The prime real estate around the Silver Lake Reservoir is known as Moreno Highlands. It was originally developed in the 1920s and 1930s by Daisy Canfield, wife of silent film star Antonio Moreno. Much of the Silver Lake Residential Historic District is associated with this tract.

The Silver Lake neighborhood council has mapped the boundaries of its council region.

History
The area known as Ivanhoe to the north of the current reservoir was originally developed by Byram & Poindexter as early as 1887, named for Sir Walter Scott's book of the same name with many streets in that area referencing other works and characters such as Herkimer, Rowena, Kenilworth, Ben Lomond, Hawick, and St. George. 

 In 1904, the Fletcher Drive Viaduct was constructed at the northeastern boundary of Silver Lake for the Glendale Line of the Pacific Electric Railway Company, connecting the area to Downtown Los Angeles. Originally constructed of timber, the viaduct was replaced in 1928 by a steel span construction to make way for Fletcher Drive underneath it. It was demolished in 1959 and only its concrete footings remain.

William Mulholland identified the area as an ideal location to place emergency reservoirs for the rapidly growing city, building the upper Ivanhoe Reservoir in 1906 and the eponymous Silver Lake reservoir in 1907. The reservoir was named for influential former LA City Councilman and then City Water Commissioner Herman Silver, who was instrumental in gaining the approvals to purchase the  of land and the funding for the construction of the reservoir.

The hills of Ivanhoe and the neighboring Edendale had always attracted bohemians seeking safe haven from the prying eyes of polite society, and the further development of Silver Lake as a lush parkland only increase its appeal. The 1930s and 1940s saw artists, writers, actors and musicians join other progressives such as union organizers, civic activists, and communists flock to the area, and with them, its modern aesthetics as architects such as Gregory Ain, Craig Ellwood, John Lautner, Rudolph Schindler, Walter Dorwin Teague, and Raphael Soriano designed their houses and businesses, creating what local realtors now point out as having more architecturally significant homes per square mile in Silver Lake than in other part of Los Angeles.
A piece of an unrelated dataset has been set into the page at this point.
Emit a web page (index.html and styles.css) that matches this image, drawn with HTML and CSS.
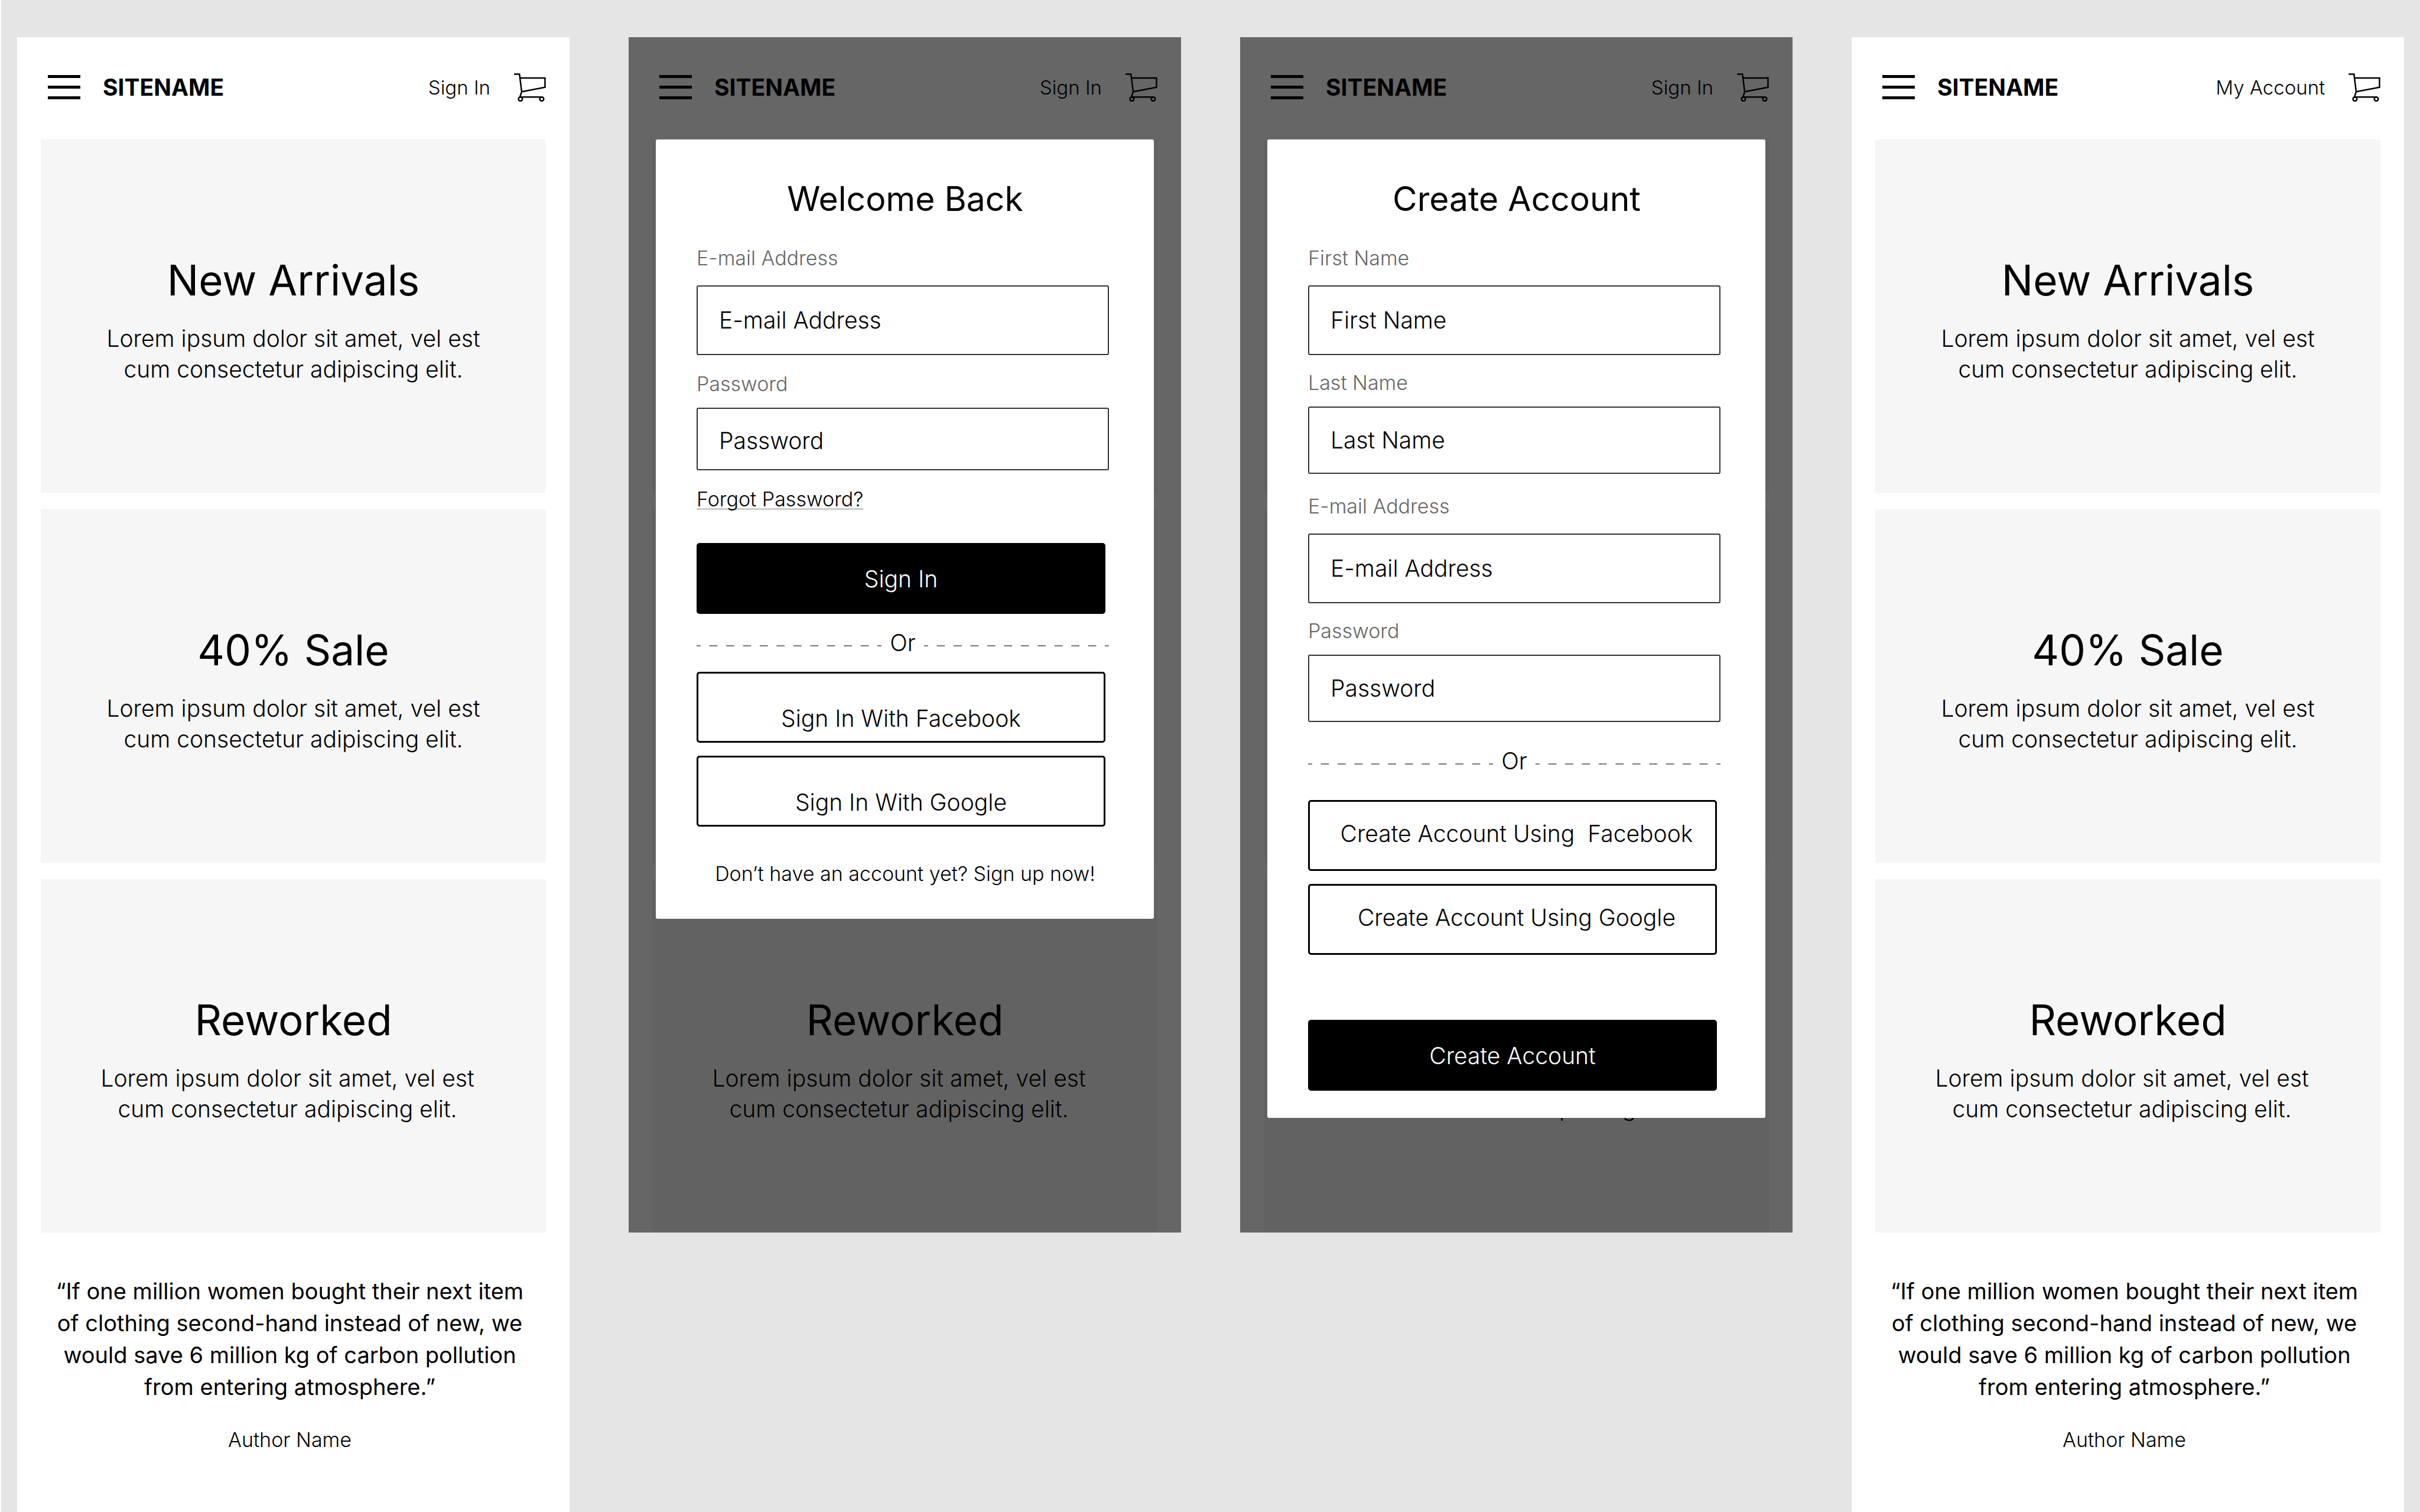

William Selig set up what may have been the first permanent film studio in Los Angeles in the Edendale neighborhood to the east of Ivanhoe valley in 1909, soon followed by Mack Sennett in 1912. Walt Disney's first studio was at the corner of Griffith Park Boulevard and Hyperion Avenue, currently the site of Gelson's Market. As a consequence, the name "Hyperion" is used by The Walt Disney Company and its subsidiaries, with company entities past and present carrying the name, such as Hyperion Books and the Hyperion Theater at Disney California Adventure Park. The fictional Seattle neighborhood of Hyperion Heights in the final season of the Disney-owned ABC series Once Upon a Time also traces its name to the same origin.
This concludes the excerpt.